Whatever it decides to do, the new jet and new cabin announcements by Etihad (Abu Dhabi) and Qatar (Doha) are part of the strategies of the two newer Middle East global carriers laying siege to the Dubai based Emirates global airline model by also exploiting their common advantages of geography, ambition and ship loads of money.
And Australia will be an early theatre for the action, even though Emirates and Etihad seem to have Qantas and Virgin Australia sewn up respectively, by various means and ends.

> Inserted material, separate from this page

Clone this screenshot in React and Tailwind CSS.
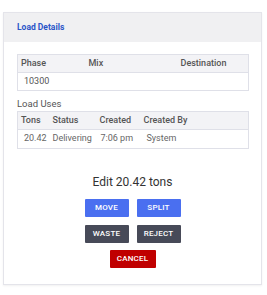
const btn = 'h-[18px] w-[44px] text-[8px] font-medium text-white tracking-wide flex items-center justify-center rounded-[1px]'

function App() {
  return (
    <div className="w-[267px] h-[295px] bg-white pt-[12px] px-[3px] font-['Roboto',sans-serif]">
      <div className="w-[259px] border border-[#e4e4ea] bg-white shadow-[0_1px_2px_rgba(0,0,0,0.06)] pb-[16px]">
        <div className="h-[29px] bg-[#f0f0f2] flex items-center px-[13px]">
          <span className="text-[8.5px] font-bold text-[#2a55c8]">Load Details</span>
        </div>

        <div className="px-[13px] pt-[12px]">
          <table className="w-[232px] border border-[#dfe0e8] text-[9px] text-[#444]">
            <thead>
              <tr className="h-[18px] bg-[#f3f3f6] border-b border-[#dfe0e8] text-[#555]">
                <th className="text-left pl-[3px] w-[71px] font-medium">Phase</th>
                <th className="text-left w-[92px] font-medium">Mix</th>
                <th className="text-left font-medium">Destination</th>
              </tr>
            </thead>
            <tbody>
              <tr className="h-[18px] text-[#555]">
                <td className="pl-[6px]">10300</td>
                <td></td>
                <td></td>
              </tr>
            </tbody>
          </table>

          <div className="mt-[6px] text-[9.5px] text-[#555] leading-[14px]">Load Uses</div>
          <table className="w-[232px] border border-[#dfe0e8] text-[9px] text-[#444]">
            <thead>
              <tr className="h-[18px] bg-[#f3f3f6] border-b border-[#dfe0e8] text-[#555]">
                <th className="text-left pl-[3px] w-[35px] font-medium">Tons</th>
                <th className="text-left w-[47px] font-medium">Status</th>
                <th className="text-left w-[44px] font-medium">Created</th>
                <th className="text-left font-medium">Created By</th>
              </tr>
            </thead>
            <tbody>
              <tr className="h-[19px] text-[#666]">
                <td className="pl-[6px]">20.42</td>
                <td>Delivering</td>
                <td className="pl-[1px]">7:06 pm</td>
                <td className="pl-[3px]">System</td>
              </tr>
            </tbody>
          </table>
        </div>

        <div className="mt-[25px] text-center text-[12px] text-[#333] leading-[16px]">Edit 20.42 tons</div>

        <div className="mt-[9px] flex flex-col items-center gap-[7.5px]">
          <div className="flex gap-[8px]">
            <button className={btn + ' bg-[#4a6ff0]'}>MOVE</button>
            <button className={btn + ' bg-[#4a6ff0]'}>SPLIT</button>
          </div>
          <div className="flex gap-[8px]">
            <button className={btn + ' bg-[#474a58]'}>WASTE</button>
            <button className={btn + ' bg-[#474a58]'}>REJECT</button>
          </div>
          <button className={btn + ' bg-[#c00000] w-[46px]'}>CANCEL</button>
        </div>
      </div>
    </div>
  )
}

export default App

First out of the blocks to show off its innovations at this week’s Arabian Travel Market in Abu Dhabi was Etihad with the lavish amenities it is putting in the A380s it will fly from Sydney from next July, with Melbourne to follow, as well as significant changes to its business class product and, to the relief in due course of the mass market, the retention of spacious economy class seating in the biggest of Airbuses.
Next came Qatar Airways CEO Akbar Al-Baker telling Australian Business Traveller that Perth will get services by its A350-900s from early next year. While you are at AusBT, check out its collection of photos of the interior of the forthcoming Etihad A380s and 787s, which presumably will port into its A350s too.
Qatar’s will be the first A350 service to Australia, although by 2020, the new Airbus medium sized wide body will have been introduced by Cathay Pacific, Singapore Airlines and AirAsiaX, and quite possibly on some secondary city routes, by Etihad and Emirates.
While it’s not known what the Qatar carrier’s policy on seating configurations on the A350 is, if it remains at the nine across format usually quoted by Airbus, it will be roomier in economy class than the slightly narrower Dreamliners, or if it decides on a 10 across arrangement, as promised by AirAsiaX, then every bit as uncomfortable as the Boeings.
Maybe Emirates will complete a trifecta of Gulf region carrier extravaganzas in the next day or so. It is unlikely to ignore the provocations from its smaller but rapidly growing rivals, and it has much to lose in the Australian market given the success of its operations to date.
However it may take time to show its intentions. The way things are going Emirates could have a combined 168 A380 arrivals and departures from Australian airports each week by early in the 2020s simply be replacing those services it now flies with 777s with the bigger Airbus.
The point about the ME carriers is that they connect Australia to dozens of countries that never figured in the Qantas view of the world, and as those economies grow and we trade with them, the proportion of non Australian visitors they carry between this country and the world will inevitably increase.
It’s business that an Australian flag carrier might never have understood, or carried. This contest between ME carriers may prove fiercer than the debate that the success of foreign carriers currently causes in this country, the more so if Qantas destroys itself. The debate will likely rage on, but it will, in coming years, also be one that will have changed from ‘saving’ Australian flag carriers, to getting the best economic results.